Most of the trainings are bringing information directly to workers, as opposed to being train-the-trainer classes like the initial one organized in early September. However, in October, Fe y Justicia partnered with Austin-based Workers Defense Project and United Steelworkers (USW) to host another train-the-trainer class, which helped expand its network of worker teachers to nearly 30. Beyond workplace hazards, Fe y Justicia and USW also hosted a resiliency training for workers and community members.

“There are people who have a double recovery to deal with,” Arreaza told me, referring to workers who have to rebuild their own homes and lives even as they help others do the same. “But even if you didn’t lose everything, the work of cleaning up and rebuilding is mentally draining. There’s so much damage and devastation that you’re reminded of eight hours a day. It’s really intense.”
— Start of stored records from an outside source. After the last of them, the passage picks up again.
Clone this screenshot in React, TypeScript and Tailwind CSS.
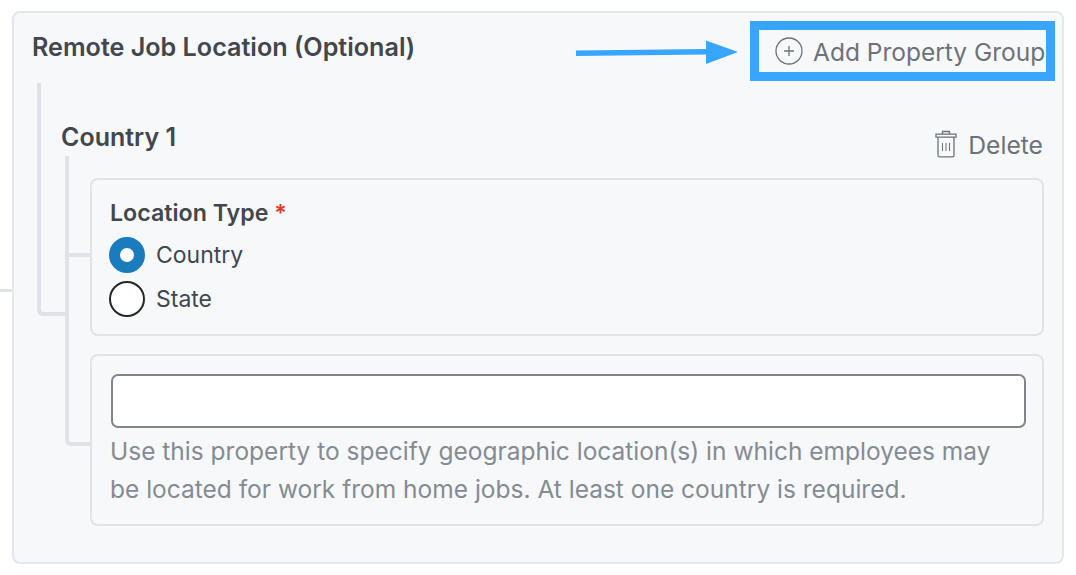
const lineColor = "bg-[#dfe3e8]";

function PlusCircleIcon() {
  return (
    <svg width="28" height="28" viewBox="0 0 28 28" fill="none" stroke="#6c7278" strokeWidth="1.3" className="shrink-0">
      <circle cx="14" cy="14" r="13" />
      <path d="M14 9v10M9 14h10" />
    </svg>
  );
}

function TrashIcon() {
  return (
    <svg width="22" height="28" viewBox="0 0 22 28" fill="none" stroke="#6c7278" strokeWidth="1.3" className="shrink-0">
      <path d="M7.5 4.2V1.5h7v2.7" />
      <path d="M1 4.2h20v3H1z" />
      <path d="M3 7.2v18a1.6 1.6 0 0 0 1.6 1.6h12.8a1.6 1.6 0 0 0 1.6-1.6v-18" />
      <path d="M7.5 13v8M11 13v8M14.5 13v8" strokeWidth="1" />
    </svg>
  );
}

function Radio({ label, checked }: { label: string; checked?: boolean }) {
  return (
    <label className="flex h-[36px] items-center gap-[11px]">
      {checked ? (
        <span className="h-[36px] w-[36px] rounded-full border-[11px] border-[#1a7cbc] bg-white" />
      ) : (
        <span className="h-[36px] w-[36px] rounded-full border-2 border-[#24282c] bg-white" />
      )}
      <span className="mt-[1px] text-[23px] leading-none text-[#41474d]">{label}</span>
    </label>
  );
}

export default function App() {
  return (
    <div className="h-[575px] w-[1076px] overflow-hidden bg-white pl-[12px] pt-[11px] font-['Inter',sans-serif]">
      {/* outer stub on the left of the panel */}
      <div className={`absolute left-0 top-[289px] h-[3px] w-[12px] ${lineColor}`} />
      {/* white notch over the top edge */}
      <div className="absolute left-[640px] top-[9px] h-[3px] w-[105px] bg-white" />

      <div className="relative h-[553px] w-[1052px] rounded-[8px] border-2 border-[#e4e7eb] bg-[#f7f8fa]">
        <div className="flex h-[70px] items-start justify-between pl-[18px] pr-[7px] pt-[8px]">
          <h3 className="pt-[8px] text-[25.15px] font-semibold leading-[36px] text-[#41474d]">
            Remote Job Location (Optional)
          </h3>
          <div className="flex items-center gap-[10px]">
            <svg width="164" height="28" viewBox="0 0 164 28" className="mt-[4px] shrink-0">
              <path d="M0 11.5 L130 10 V1.5 L162 13 L130 25 V15.5 L0 17z" fill="#38a6ff" />
            </svg>
            <button className="flex h-[60px] w-[305px] items-center gap-[10px] border-[9px] border-[#38a6ff] pl-[16px]">
              <PlusCircleIcon />
              <span className="mt-[3px] whitespace-nowrap text-[24.5px] leading-none text-[#6c7278]">Add Property Group</span>
            </button>
          </div>
        </div>

        {/* level one connector */}
        <div className="absolute left-[23px] top-[70px] h-[233px] w-[32px] rounded-bl-[6px] border-b-4 border-l-4 border-[#dfe3e8]" />

        <div className="ml-[47px] flex h-[95px] items-start justify-between pr-[19px]">
          <h4 className="pt-[36px] text-[25px] font-semibold leading-[36px] text-[#41474d]">Country 1</h4>
          <button className="mt-[47px] flex items-center gap-[11px]">
            <TrashIcon />
            <span className="mt-[3px] text-[24.7px] leading-none text-[#6c7278]">Delete</span>
          </button>
        </div>

        {/* level two connector */}
        <div className="absolute left-[51px] top-[143px] h-[290px] w-[25px] rounded-bl-[6px] border-b-4 border-l-4 border-[#dfe3e8]" />
        <div className={`absolute left-[55px] top-[240px] h-[4px] w-[21px] ${lineColor}`} />

        <div className="ml-[76px] flex w-[954px] flex-col gap-[18px]">
          <section className="h-[158px] rounded-[8px] border-2 border-[#e0e4e8] bg-[#f7f8fa] px-[17px] pt-[16px]">
            <div className="mb-[7px] ml-[1px] text-[23.2px] font-semibold leading-[34px] text-[#41474d]">
              Location Type <span className="text-[#e0392b]">*</span>
            </div>
            <div className="flex flex-col gap-[8px]">
              <Radio label="Country" checked />
              <Radio label="State" />
            </div>
          </section>

          <section className="h-[172px] rounded-[8px] border-2 border-[#e0e4e8] bg-[#f7f8fa] px-[19px] pt-[18px]">
            <div className="h-[54px] w-[915px] rounded-[7px] border-2 border-[#7f858b] bg-white" />
            <p className="-ml-[1px] mt-[4px] w-[900px] text-[24.5px] leading-[38px] text-[#858b92]">
              Use this property to specify geographic location(s) in which employees may be located for work from home jobs. At least one country is required.
            </p>
          </section>
        </div>
      </div>
    </div>
  );
}
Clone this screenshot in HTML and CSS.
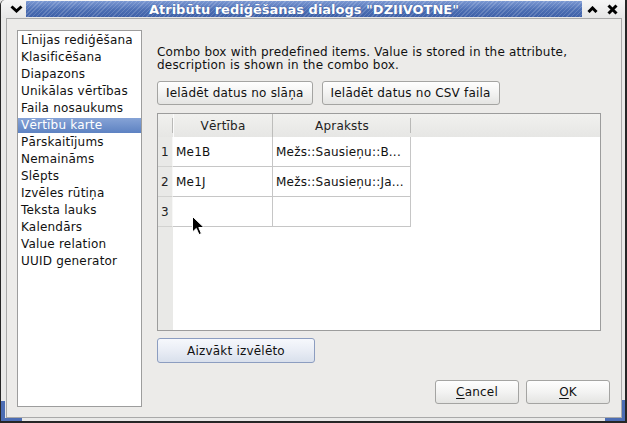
FILE: index.html
```html
<!DOCTYPE html>
<html lang="lv">
<head>
<meta charset="utf-8">
<title>Atribūtu rediģēšanas dialogs</title>
<link rel="stylesheet" href="styles.css">
</head>
<body>
<div class="window">
  <div class="titlebar">
    <div class="tb-btn tb-menu">
      <svg width="13" height="8" viewBox="0 0 13 8"><polyline points="1.5,1.5 6.5,6 11.5,1.5" fill="none" stroke="#000" stroke-width="3"/></svg>
    </div>
    <div class="tb-title">Atribūtu rediģēšanas dialogs "DZIIVOTNE"</div>
    <div class="tb-btn tb-shade">
      <svg width="11" height="7" viewBox="0 0 11 7"><polyline points="1.5,6 5.5,2 9.5,6" fill="none" stroke="#000" stroke-width="3"/></svg>
    </div>
    <div class="tb-btn tb-close">
      <svg width="11" height="11" viewBox="0 0 11 11"><path d="M1.5 1.5 L9.5 9.5 M9.5 1.5 L1.5 9.5" stroke="#000" stroke-width="3"/></svg>
    </div>
  </div>

  <div class="client">
    <ul class="widget-list">
      <li>Līnijas rediģēšana</li>
      <li>Klasificēšana</li>
      <li>Diapazons</li>
      <li>Unikālas vērtības</li>
      <li>Faila nosaukums</li>
      <li class="selected">Vērtību karte</li>
      <li>Pārskaitījums</li>
      <li>Nemaināms</li>
      <li>Slēpts</li>
      <li>Izvēles rūtiņa</li>
      <li>Teksta lauks</li>
      <li>Kalendārs</li>
      <li>Value relation</li>
      <li>UUID generator</li>
    </ul>

    <div class="panel">
      <p class="desc">Combo box with predefined items. Value is stored in the attribute,<br>description is shown in the combo box.</p>
      <div class="load-row">
        <button class="btn load">Ielādēt datus no slāņa</button>
        <button class="btn load">Ielādēt datus no CSV faila</button>
      </div>

      <div class="grid">
        <div class="grid-head">
          <div class="corner"></div>
          <div class="hcell c1">Vērtība</div>
          <div class="hcell c2">Apraksts</div>
        </div>
        <div class="grid-row">
          <div class="rnum">1</div>
          <div class="cell c1">Me1B</div>
          <div class="cell c2">Mežs::Sausieņu::B...</div>
        </div>
        <div class="grid-row">
          <div class="rnum">2</div>
          <div class="cell c1">Me1J</div>
          <div class="cell c2">Mežs::Sausieņu::Ja...</div>
        </div>
        <div class="grid-row">
          <div class="rnum">3</div>
          <div class="cell c1"></div>
          <div class="cell c2"></div>
        </div>
      </div>

      <button class="btn remove">Aizvākt izvēlēto</button>

      <div class="dialog-buttons">
        <button class="btn dlg"><u>C</u>ancel</button>
        <button class="btn dlg"><u>O</u>K</button>
      </div>
    </div>
  </div>

  <span class="grip grip-left"></span>
  <span class="grip grip-right"></span>

  <svg class="pointer" width="13" height="20" viewBox="0 0 13 20">
    <path d="M0.5 0.5 L0.5 16 L4.3 12.4 L7 18.6 L9.4 17.5 L6.8 11.5 L12 11.5 Z" fill="#000" stroke="#fff" stroke-width="1"/>
  </svg>
</div>
</body>
</html>
```

FILE: styles.css
```css
html, body {
  margin: 0;
  padding: 0;
  background: #e8e8e8;
  overflow: hidden;
}

body {
  font-family: "DejaVu Sans", "Liberation Sans", sans-serif;
  font-size: 12px;
  letter-spacing: 0.2px;
  color: #1a1a1a;
}

/* window frame */
.window {
  position: relative;
  width: 627px;
  height: 423px;
  box-sizing: border-box;
  display: flex;
  flex-direction: column;
  background: #e9e9e8;
  border-left: 1px solid #262626;
  border-right: 2px solid #262626;
  border-bottom: 2px solid #262626;
  border-top-left-radius: 5px;
}

.titlebar {
  height: 18px;
  display: flex;
  align-items: stretch;
  flex: none;
  padding-right: 3px;
  background: linear-gradient(#f6f6f6, #e6e6e6);
  border-top-left-radius: 5px;
}

.tb-btn {
  display: flex;
  align-items: center;
  justify-content: center;
}

.tb-menu {
  width: 25px;
  padding-left: 5px;
  box-sizing: border-box;
}

.tb-shade,
.tb-close {
  width: 20px;
}

.tb-title {
  flex: 1;
  margin: 1px 0 1px;
  display: flex;
  align-items: center;
  justify-content: center;
  color: #fff;
  font-weight: bold;
  font-size: 13px;
  letter-spacing: 0;
  white-space: nowrap;
  text-shadow: 0 0 1px #2b4a8a;
  background:
    repeating-linear-gradient(135deg, rgba(255,255,255,0.16) 0 1px, rgba(255,255,255,0) 1px 3px),
    linear-gradient(#7b98d2, #4d6fb4 55%, #3f61a8);
}

/* dialog client area */
.client {
  flex: 1;
  margin: 0 3px 3px 5px;
  border: 1px solid #a9a9a9;
  background: #ecebe9;
  display: flex;
  gap: 15px;
  padding: 11px 11px 10px 10px;
  min-height: 0;
}

.widget-list {
  list-style: none;
  margin: 0;
  width: 125px;
  box-sizing: border-box;
  padding: 2px 0;
  background: #fff;
  border: 1px solid #9d9d9d;
  flex: none;
}

.widget-list li {
  height: 15px;
  line-height: 15px;
  margin-bottom: 2px;
  padding-left: 3px;
  white-space: nowrap;
  color: #111;
}

.widget-list li.selected {
  color: #fff;
  background: linear-gradient(#86a3d6, #5d82c2);
}

.panel {
  flex: 1;
  display: flex;
  flex-direction: column;
  padding-top: 16px;
}

.desc {
  margin: 0;
  line-height: 13px;
  color: #111;
}

/* buttons */
.btn {
  font-family: inherit;
  font-size: 12px;
  letter-spacing: 0.2px;
  color: #111;
  height: 24px;
  box-sizing: border-box;
  border: 1px solid #a4a4a2;
  border-radius: 3px;
  background: linear-gradient(#fefefe, #f3f3f2 50%, #e4e4e2);
  padding: 0 8px;
  margin: 0;
  white-space: nowrap;
}

.load-row {
  display: flex;
  gap: 9px;
  margin-top: 9px;
}

.remove {
  margin-top: 7px;
  width: 158px;
  height: 25px;
  border-color: #8c9dc0;
  background: linear-gradient(#f6f8fc, #e9edf5 50%, #d9e0ec);
}

.dialog-buttons {
  display: flex;
  justify-content: flex-end;
  gap: 7px;
  margin-top: 17px;
}

.dlg {
  width: 84px;
}

.dlg u {
  text-decoration-thickness: 1px;
  text-underline-offset: 2px;
}

/* value map table */
.grid {
  margin-top: 8px;
  width: 444px;
  height: 218px;
  box-sizing: border-box;
  border: 1px solid #9c9c9c;
  background: linear-gradient(to right, #e9e9e7 15px, #fff 15px);
}

.grid-head {
  display: flex;
  height: 23px;
  background: linear-gradient(#f1f1ef, #e6e6e4);
}

.corner {
  width: 15px;
  position: relative;
}

.hcell {
  display: flex;
  align-items: center;
  justify-content: center;
  color: #222;
  position: relative;
}

.corner::after,
.hcell.c2::after {
  content: "";
  position: absolute;
  right: 0;
  top: 4px;
  bottom: 4px;
  width: 1px;
  background: #b9b9b7;
}

.hcell.c1 {
  border-left: 1px solid #fbfbfb;
  border-right: 1px solid #bdbdbb;
}

.c1 {
  width: 100px;
  box-sizing: border-box;
}

.c2 {
  width: 138px;
  box-sizing: border-box;
}

.grid-row {
  display: flex;
  height: 30px;
}

.rnum {
  width: 15px;
  box-sizing: border-box;
  border-right: 1px solid #f7f7f6;
  border-bottom: 1px solid #d2d2d0;
  display: flex;
  align-items: center;
  justify-content: center;
  color: #222;
}

.cell {
  display: flex;
  align-items: center;
  padding-left: 3px;
  border-right: 1px solid #c6c6c6;
  border-bottom: 1px solid #c6c6c6;
  white-space: nowrap;
  overflow: hidden;
  color: #111;
}

/* resize grips on the frame corners */
.grip {
  position: absolute;
  background: #4c6db4;
}

.grip-left {
  left: 0;
  bottom: 0;
  width: 21px;
  height: 20px;
  background:
    linear-gradient(#4c6db4, #4c6db4) left bottom / 21px 3px no-repeat,
    linear-gradient(#4c6db4, #4c6db4) left bottom / 4px 20px no-repeat;
}

.grip-right {
  right: 0;
  bottom: 0;
  width: 20px;
  height: 21px;
  background:
    linear-gradient(#4c6db4, #4c6db4) right bottom / 20px 3px no-repeat,
    linear-gradient(#4c6db4, #4c6db4) right bottom / 3px 21px no-repeat;
}

.pointer {
  position: absolute;
  left: 191px;
  top: 216px;
}
```
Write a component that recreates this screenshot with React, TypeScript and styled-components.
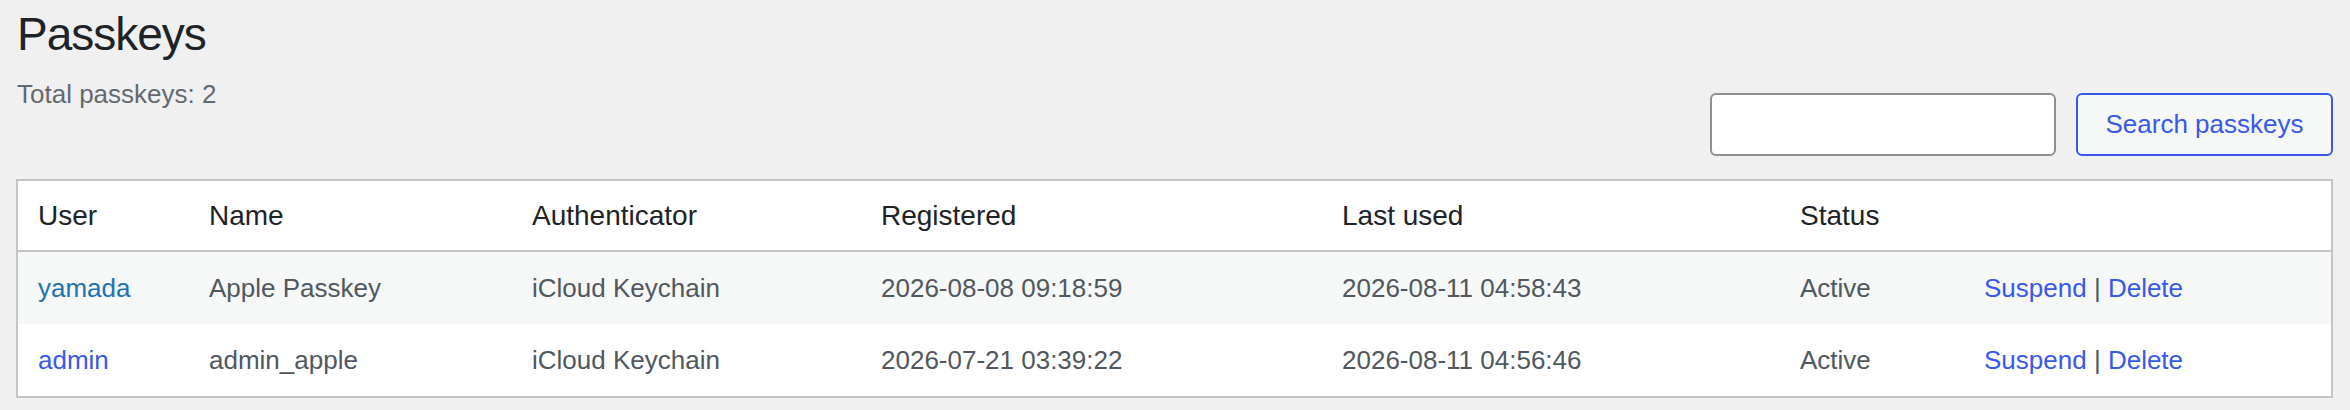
import React, { useState } from "react";
import styled, { createGlobalStyle } from "styled-components";

const GlobalStyle = createGlobalStyle`
  html, body {
    margin: 0;
    padding: 0;
    background: #f0f0f1;
    font-family: "Liberation Sans", Arial, sans-serif;
    color: #1d2327;
  }
`;

const Wrap = styled.div`
  padding: 0 17px 0 16px;
`;

const Title = styled.h1`
  margin: 0 0 10px;
  padding: 5px 0 0 1px;
  font-size: 46px;
  font-weight: 400;
  line-height: 1.3;
  letter-spacing: -1px;
  color: #1d2327;
`;

const TopRow = styled.div`
  display: flex;
  justify-content: space-between;
  align-items: flex-start;
  margin-bottom: 23px;
`;

const Count = styled.p`
  margin: 0;
  padding-left: 1px;
  font-size: 26px;
  line-height: 39px;
  color: #646970;
`;

const SearchForm = styled.form`
  display: flex;
  gap: 20px;
  margin-top: 18px;
`;

const SearchInput = styled.input.attrs({ type: "search" })`
  box-sizing: border-box;
  width: 346px;
  height: 63px;
  border: 2px solid #8c8f94;
  border-radius: 6px;
  background: #fff;
  padding: 0 16px;
  font-size: 26px;
  font-family: inherit;
  outline: none;
`;

const Button = styled.button`
  box-sizing: border-box;
  width: 257px;
  height: 63px;
  padding: 0;
  border: 2px solid #3858e9;
  border-radius: 6px;
  background: #f6f7f7;
  color: #3858e9;
  font-size: 26px;
  font-family: inherit;
  cursor: pointer;
`;

const Table = styled.table`
  width: 100%;
  table-layout: fixed;
  border-collapse: separate;
  border-spacing: 0;
  background: #fff;
  border: 2px solid #c3c4c7;
`;

const Th = styled.th<{ $w?: number }>`
  box-sizing: border-box;
  width: ${(p) => (p.$w ? `${p.$w}px` : "auto")};
  text-align: left;
  font-weight: 400;
  font-size: 28px;
  line-height: 37px;
  padding: 16px 20px;
  color: #1d2327;
  border-bottom: 2px solid #c3c4c7;
`;

const Tr = styled.tr<{ $alt?: boolean }>`
  background: ${(p) => (p.$alt ? "#f6f7f7" : "#fff")};
`;

const Td = styled.td`
  font-size: 26px;
  line-height: 40px;
  padding: 16px 20px;
  color: #50575e;
  white-space: nowrap;
`;

const Link = styled.a<{ $visited?: boolean }>`
  color: ${(p) => (p.$visited ? "#2271b1" : "#3858e9")};
  text-decoration: none;
  cursor: pointer;
`;

const Sep = styled.span`
  color: #50575e;
`;

type Passkey = {
  user: string;
  visited: boolean;
  name: string;
  authenticator: string;
  registered: string;
  lastUsed: string;
  status: string;
};

const rows: Passkey[] = [
  {
    user: "yamada",
    visited: true,
    name: "Apple Passkey",
    authenticator: "iCloud Keychain",
    registered: "2026-08-08 09:18:59",
    lastUsed: "2026-08-11 04:58:43",
    status: "Active",
  },
  {
    user: "admin",
    visited: false,
    name: "admin_apple",
    authenticator: "iCloud Keychain",
    registered: "2026-07-21 03:39:22",
    lastUsed: "2026-08-11 04:56:46",
    status: "Active",
  },
];

export default function App() {
  const [query, setQuery] = useState("");

  return (
    <>
      <GlobalStyle />
      <Wrap>
        <Title>Passkeys</Title>
        <TopRow>
          <Count>Total passkeys: {rows.length}</Count>
          <SearchForm onSubmit={(e) => e.preventDefault()}>
            <SearchInput value={query} onChange={(e) => setQuery(e.target.value)} />
            <Button type="submit">Search passkeys</Button>
          </SearchForm>
        </TopRow>
        <Table>
          <thead>
            <tr>
              <Th $w={171}>User</Th>
              <Th $w={323}>Name</Th>
              <Th $w={349}>Authenticator</Th>
              <Th $w={461}>Registered</Th>
              <Th $w={458}>Last used</Th>
              <Th $w={184}>Status</Th>
              <Th></Th>
            </tr>
          </thead>
          <tbody>
            {rows.map((r, i) => (
              <Tr key={r.user} $alt={i % 2 === 0}>
                <Td>
                  <Link $visited={r.visited}>{r.user}</Link>
                </Td>
                <Td>{r.name}</Td>
                <Td>{r.authenticator}</Td>
                <Td>{r.registered}</Td>
                <Td>{r.lastUsed}</Td>
                <Td>{r.status}</Td>
                <Td>
                  <Link>Suspend</Link> <Sep>|</Sep> <Link>Delete</Link>
                </Td>
              </Tr>
            ))}
          </tbody>
        </Table>
      </Wrap>
    </>
  );
}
Since Harvey, Fe y Justicia and its partners have handed out hundreds of workplace health and safety booklets as well as earplugs, bottles of water, wage-and-hour calendars, snacks and N95 respirators. Arreaza noted that providing workers with personal protective equipment has been a critical, yet tricky, part of the process. For example, the equipment can be more harmful than helpful if workers don’t get proper instruction. Plus, Arreaza said they don’t want contractors to get the idea that they’re not responsible for providing such worker protections. “It’s a balance,” she said.

Martinez said National COSH hopes to offer the disaster training to workers in need nationwide, though much of its success depends on existing local capacity to reach vulnerable workers. In Houston, that ongoing success speaks to the critical role of Fe y Justicia in the lives of Houston’s “second responders.”

“We’ll continue to depend on workers to help us build and rebuild this city over and over again” Arreaza said, “and so we must see them as full human beings who deserve fairness and protection in their work.”